Friday night was spent with several of my co-workers in a poor neighborhood near the pyramids. The table was heaped with meat, soup, bread, salad, and plates of this fantastic sticky coconut dessert. Despite the Egyptians' best efforts, however, my stomach remains obstinately too small to possibly digest everything they pile onto my plate. Happily, the family on Friday was eventually convinced with my cries of "I'm full! I'm happy! Please, no more!" and they let me stop eating before my stomach ruptured.

Last night, however, they would not take "no" for an answer. Visiting the family of a beloved female co-worker (Sally, a feisty and complex character with impeccable English, who would be a natural friend no matter what country I encountered her in), I was made to eat the following over the course of two hours:

Dates in hot milk, 2 large pieces of rabbit, lentil soup, a garlic leafy soup, meat turnovers, cucumber yogurt salad, rice with pasta mixed in it, grape leaves stuffed with rice, eggplants stuffed with rice, homemade pita bread, 2 scoops of ice cream, pancakes soaked with corn syrup and filled with whipped cream, 7-up, fruit juice, and Egyptian tap water (so far, so good on that front).

"Full" doesn't even begin to describe it.
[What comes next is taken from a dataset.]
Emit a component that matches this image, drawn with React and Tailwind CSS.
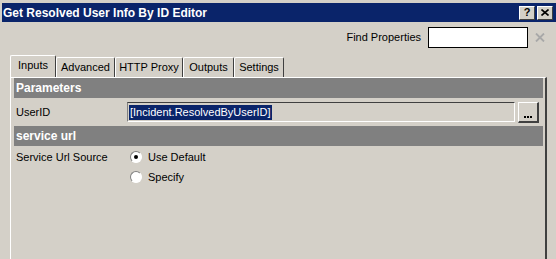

The mix of excruciating pain from overly-full bellies and pleasure from eating delicious food with friends is all part of the joy of Ramadan.

On another point, which I am soon to relate back to my tales of digestive festivities:

Many of you have asked me, "Now, Walter, you're the kind of girl who's always hung with the guys, who has had no scruples about wearing mini skirts on a Christian campus, smoking cigars, or hashing out politics over a beer. You've been rankled by relatively softcore gender roles pushed in certain Christian circles. What in the world are you going to do in a Muslim country with conservative and explicit gender roles?"

Now, depending on the person who's asking, I might instead counter by busting myths about gender in Egypt—how women attend university in droves, work as professionals, drive and dress with more freedom than most in the West imagine when they think of majority-Muslim countries—implying that gender is hardly a constraint to me as I go about my daily life.

Now, that is somewhat true. On the one hand, gender roles here are different than what the West assumes. It's also true that as a foreigner and a Christian who appears to be "upper class" within the society, I am not held to the same standards as most Egyptian women. Without Egyptian parents to keep an eye on my honor, I freely associate with Egyptian guy friends, walk about by myself at night, and shrug off questions about my marital status without too much worry.

The truth is, though, that all of these things stack against my reputation here. Even with the extra dispensation afforded to me by the culture for being a foreigner, I'm sure that our door man thinks that we're running a brothel upstairs, and without a doubt there's more than one circle in Cairo that considers me a "bad" woman.

Sally and I spoke frankly last night about Egyptian standards for women, and the conflicting set of expectations that I face as being both a foreigner, but a woman who's living here for the long term.

Sally has a university degree and works full time. Nevertheless, she must come straight home from work, isn't allowed to meet up with girlfriends outside the house, and can't even discuss male colleagues in front of her father without creating problems. I had invited her to come to my apartment before, but she wasn't allowed to go. Sally's parents are overly strict, even within the Egyptian context, but the attitudes underlying their rules are absolutely the norm.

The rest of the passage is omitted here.